Why be standardised?

It seems such a short time ago that we were building a new capital Accord which would incentivise banks to improve their risk management and encourage them to move along the spectrum of the new Accord’s three stages. How rapidly things can change.

It was always accepted that the Standardised Approach in operational risk was not especially – or at all (?) – risk sensitive. It was, though, a refinement of the Basic Approach and an aspiration and step on the way to the Advanced Approach, if that was what a bank wanted. Equally, it could be a good resting place.

In the QIS3 document, the qualifying criteria were set at a reasonable level. Indeed “reasonableness” was a word which shone through the text. As did the word “assess”, which again suggested an appropriate level of management sophistication and recognised the state of development of operational risk management and methodologies. Boards would have a “fair understanding” of the impact of high impact, low frequency events on the bank’s risk profile; banks would “begin to systematically track operational risk data”, including internal loss data.

Even at that level there were voices in the industry who suggested that the criteria were too formal and prescriptive and detected little material difference between the Standardised and Advanced Approach criteria. They also pointed to the strange incentive which was provided by the alphas and betas. Do nothing, apart from adhering in a general way to sound practices, and stay on the Basic Approach, and you would be charged 15% of Gross Income. Work and spend and educate to meet the enhanced criteria of the Standardised Approach, and you would be charged anything from 12% to 18% of Gross Income. Given that the 18% kicked in for corporate finance, trading and sales and payment and settlement, you could see who was staring down the barrel of the gun. Why they would wish to go anywhere near the Standardised Approach was a mystery. Why any of the betas was higher than the Basic alpha was a greater one.

But we lived in hope, because in November 2002 the EU published its draft Directive. The qualifying criteria were positively minimalist by comparison with the Basel Committee. 10 short and sweet lines and 4 sub-heads (and one of those was about the impact on solvency, which is another mystery). It appeared that at least European Services recognised the evolutionary state of operational risk and the need, within a constituency of some 10,000 banks, for criteria which would distinguish one set of banks from those small institutions which would remain on the Basic standard. And the EU put in a proposal to alleviate the burden of the capital charge for investment firms. But no change on the betas and alphas.

Then two things happened and it’s difficult in some ways to say which was the greater bombshell. First, at the end of February, the US regulators absented themselves from the Standardised Approach, or indeed any Approach other than the Advanced. Quite where this leaves the debate, or indeed the Accord, present and future, is anybody’s guess.

Despite, though, having retreated to their tents, they must nevertheless have been party to the extraordinary ramping up of the criteria for the Standardised Approach, which emerged in Basel’s CP3 at the end of April. If the BBA, LIBA and others thought the previous attempt was “too formal and prescriptive” it will be fascinating to see what thy think of the current version. Quite simply, the qualifying criteria are word for word the same as for the Advanced Approach. Of course, regulators being regulators, it’s not always that obvious. In one or two cases, just when you think they’ve not copied word for word, you find that they have – but have cunningly changed the order of the sentences!
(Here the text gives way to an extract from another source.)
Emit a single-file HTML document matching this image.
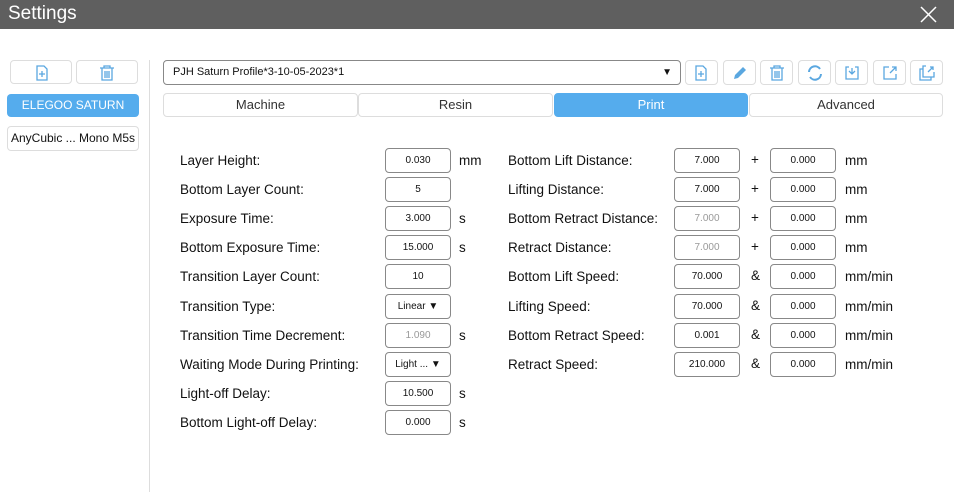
<!DOCTYPE html><html><head><style>
body{margin:0;width:954px;height:498px;background:#fff;font-family:"Liberation Sans",sans-serif;position:relative;overflow:hidden;color:#111}
.a{position:absolute}
.t{background:#5f5f5f;height:29px;left:0;top:0;width:954px;color:#fff;font-size:19px}
.btn{border:1px solid #ddd;border-radius:4px;background:#fff;box-sizing:border-box}
.lab{font-size:13.5px}
.in{border:1px solid #888;border-radius:4px;background:#fff;box-sizing:border-box;width:66px;height:25px;font-size:10px;text-align:center;line-height:23px}
.g{color:#999}
.tab{border:1px solid #ddd;border-radius:4px;box-sizing:border-box;height:24px;top:93px;font-size:13px;text-align:center;line-height:22px;color:#333}
.ic{top:60px;width:33px;height:25px}
.ic svg{position:absolute;left:8px;top:4px}
</style></head><body>
<div class="a t"><span class="a" style="left:8px;top:3px">Settings</span><svg class="a" style="left:920px;top:6px" width="17" height="17" viewBox="0 0 17 17" stroke="#fff" stroke-width="1.5"><path d="M1 1l15 15M16 1L1 16"/></svg></div>
<div class="a btn" style="left:10px;top:60px;width:62px;height:24px"><svg class="a" style="left:24px;top:4px" width="14" height="16" viewBox="0 0 14 16" fill="none" stroke="#5aa7e0" stroke-width="1.3"><path d="M2 1h7l3 3v11H2z M7 6v6 M4 9h6"/></svg></div>
<div class="a btn" style="left:76px;top:60px;width:62px;height:24px"><svg class="a" style="left:22px;top:4px" width="16" height="16" viewBox="0 0 16 16" fill="none" stroke="#5aa7e0" stroke-width="1.3"><path d="M1 3h14 M5 3V1h6v2 M3 3v12h10V3 M6 6v7 M8 6v7 M10 6v7"/></svg></div>
<div class="a" style="left:7px;top:94px;width:132px;height:23px;background:#55aced;border-radius:4px;color:#fff;font-size:12px;text-align:center;line-height:23px">ELEGOO SATURN</div>
<div class="a btn" style="left:7px;top:126px;width:132px;height:25px;font-size:12px;text-align:center;line-height:23px">AnyCubic ... Mono M5s</div>
<div class="a" style="left:149px;top:60px;width:1px;height:432px;background:#ddd"></div>
<div class="a" style="left:163px;top:60px;width:518px;height:25px;border:1px solid #888;border-radius:4px;box-sizing:border-box;font-size:11px;line-height:23px;padding-left:9px">PJH Saturn Profile*3-10-05-2023*1<span class="a" style="right:8px;top:0;font-size:10px">▼</span></div>
<div class="a btn ic" style="left:685px"><svg width="14" height="16" viewBox="0 0 14 16" fill="none" stroke="#5aa7e0" stroke-width="1.3"><path d="M2 1h7l3 3v11H2z M7 6v6 M4 9h6"/></svg></div>
<div class="a btn ic" style="left:723px"><svg width="16" height="16" viewBox="0 0 16 16"><path d="M2 14l1-4 8-8 3 3-8 8z" fill="#5aa7e0"/></svg></div>
<div class="a btn ic" style="left:760px"><svg width="16" height="16" viewBox="0 0 16 16" fill="none" stroke="#5aa7e0" stroke-width="1.3"><path d="M1 3h14 M5 3V1h6v2 M3 3v12h10V3 M6 6v7 M8 6v7 M10 6v7"/></svg></div>
<div class="a btn ic" style="left:798px"><svg width="16" height="16" viewBox="0 0 16 16" fill="none" stroke="#5aa7e0" stroke-width="2"><path d="M2 7a6 6 0 0 1 11-3 M14 9a6 6 0 0 1-11 3"/></svg></div>
<div class="a btn ic" style="left:835px"><svg width="16" height="16" viewBox="0 0 16 16" fill="none" stroke="#5aa7e0" stroke-width="1.3"><path d="M5 2H2v12h12V2h-3 M5 6l3 3 3-3 M8 9V3"/></svg></div>
<div class="a btn ic" style="left:873px"><svg width="16" height="16" viewBox="0 0 16 16" fill="none" stroke="#5aa7e0" stroke-width="1.3"><path d="M7 2H2v12h12V9 M8 8l6-6 M10 2h4v4"/></svg></div>
<div class="a btn ic" style="left:910px"><svg width="16" height="16" viewBox="0 0 16 16" fill="none" stroke="#5aa7e0" stroke-width="1.3"><path d="M4 4H1v11h11v-3 M7 1h-3v11h11V7 M9 7l5-5 M11 2h3v3"/></svg></div>
<div class="a tab" style="left:163px;width:195px">Machine</div>
<div class="a tab" style="left:358px;width:195px">Resin</div>
<div class="a tab" style="left:554px;width:194px;background:#55aced;border-color:#55aced;color:#fff">Print</div>
<div class="a tab" style="left:749px;width:194px">Advanced</div>
<div id="f"></div>
<script>
var L=[["Layer Height:","0.030","mm"],["Bottom Layer Count:","5",""],["Exposure Time:","3.000","s"],["Bottom Exposure Time:","15.000","s"],["Transition Layer Count:","10",""],["Transition Type:","Linear ▼",""],["Transition Time Decrement:","1.090","s",1],["Waiting Mode During Printing:","Light ... ▼",""],["Light-off Delay:","10.500","s"],["Bottom Light-off Delay:","0.000","s"]];
var R=[["Bottom Lift Distance:","7.000","+","mm"],["Lifting Distance:","7.000","+","mm"],["Bottom Retract Distance:","7.000","+","mm",1],["Retract Distance:","7.000","+","mm",1],["Bottom Lift Speed:","70.000","&","mm/min"],["Lifting Speed:","70.000","&","mm/min"],["Bottom Retract Speed:","0.001","&","mm/min"],["Retract Speed:","210.000","&","mm/min"]];
var h="";
L.forEach(function(r,i){var y=148+i*29.1;
h+="<div class='a lab' style='left:180px;top:"+(y+5)+"px'>"+r[0]+"</div><div class='a in"+(r[3]?" g":"")+"' style='left:385px;top:"+y+"px'>"+r[1]+"</div><div class='a lab' style='left:459px;top:"+(y+5)+"px'>"+r[2]+"</div>";});
R.forEach(function(r,i){var y=148+i*29.1;
h+="<div class='a lab' style='left:508px;top:"+(y+5)+"px'>"+r[0]+"</div><div class='a in"+(r[4]?" g":"")+"' style='left:674px;top:"+y+"px'>"+r[1]+"</div><div class='a lab' style='left:751px;top:"+(y+4)+"px'>"+r[2]+"</div><div class='a in' style='left:770px;top:"+y+"px'>0.000</div><div class='a lab' style='left:845px;top:"+(y+5)+"px'>"+r[3]+"</div>";});
document.getElementById("f").innerHTML=h;
</script>
</body></html>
Thankfully “assess” has survived in the STA, whilst it’s “measure” in the AMA and that, as regards internal loss data, STA banks must “systematically track . . . material losses” rather than all losses over an agreed threshold. Mind you, the threshold’s subject to a materiality test, so perhaps there’s not so much difference there after all.

Of course, the beta factors remain as before – but with one major change – the Alternative Standardised Approach. It has been recognised that in some areas, such as credit cards or other retail portfolios, the income earned specifically covers budgeted operational risks, such as fraud. In many banks, also, it can be difficult to disaggregate personal from commercial business. So an alternative is proposed. If you want to, you can aggregate your retail (beta 12%) and commercial (beta 15%) banking income figures and apply a composite beta – of 15%. Then again, if you can’t do otherwise, you can aggregate the income of the other six business lines (betas ranging from 12 – 18%) and apply a composite – of 18%.

So the bottom line is that you are now expected to incur all the costs of putting in management processes, which are exactly the same as the AMA, and you will then have the privilege of being hammered for the highest beta on the market.

Is that really an encouragement – as the regulators continue to parrot in CP3 –to “move along the spectrum of available approaches”? Does it incentivise banks to improve their risk management? Of course not. It simply opens such a gap between Basic and Advanced that the STA might as well not be there. Which is, of course, remarkably similar to where the US appears to have got to. And where we should not be.

The Basel Accord should be about improving risk management. It should recognise the needs and aspirations of the thousands of banks who will be affected by the new regime, such as those in the EU. If nothing changes, there will be little point in their incurring the significant costs of reaching a standard close to the AMA, to receive no benefit – possibly an increase - in capital, as compared with staying on the Basic level. And if that happens, the Accord will have failed and we may wonder why we ever started.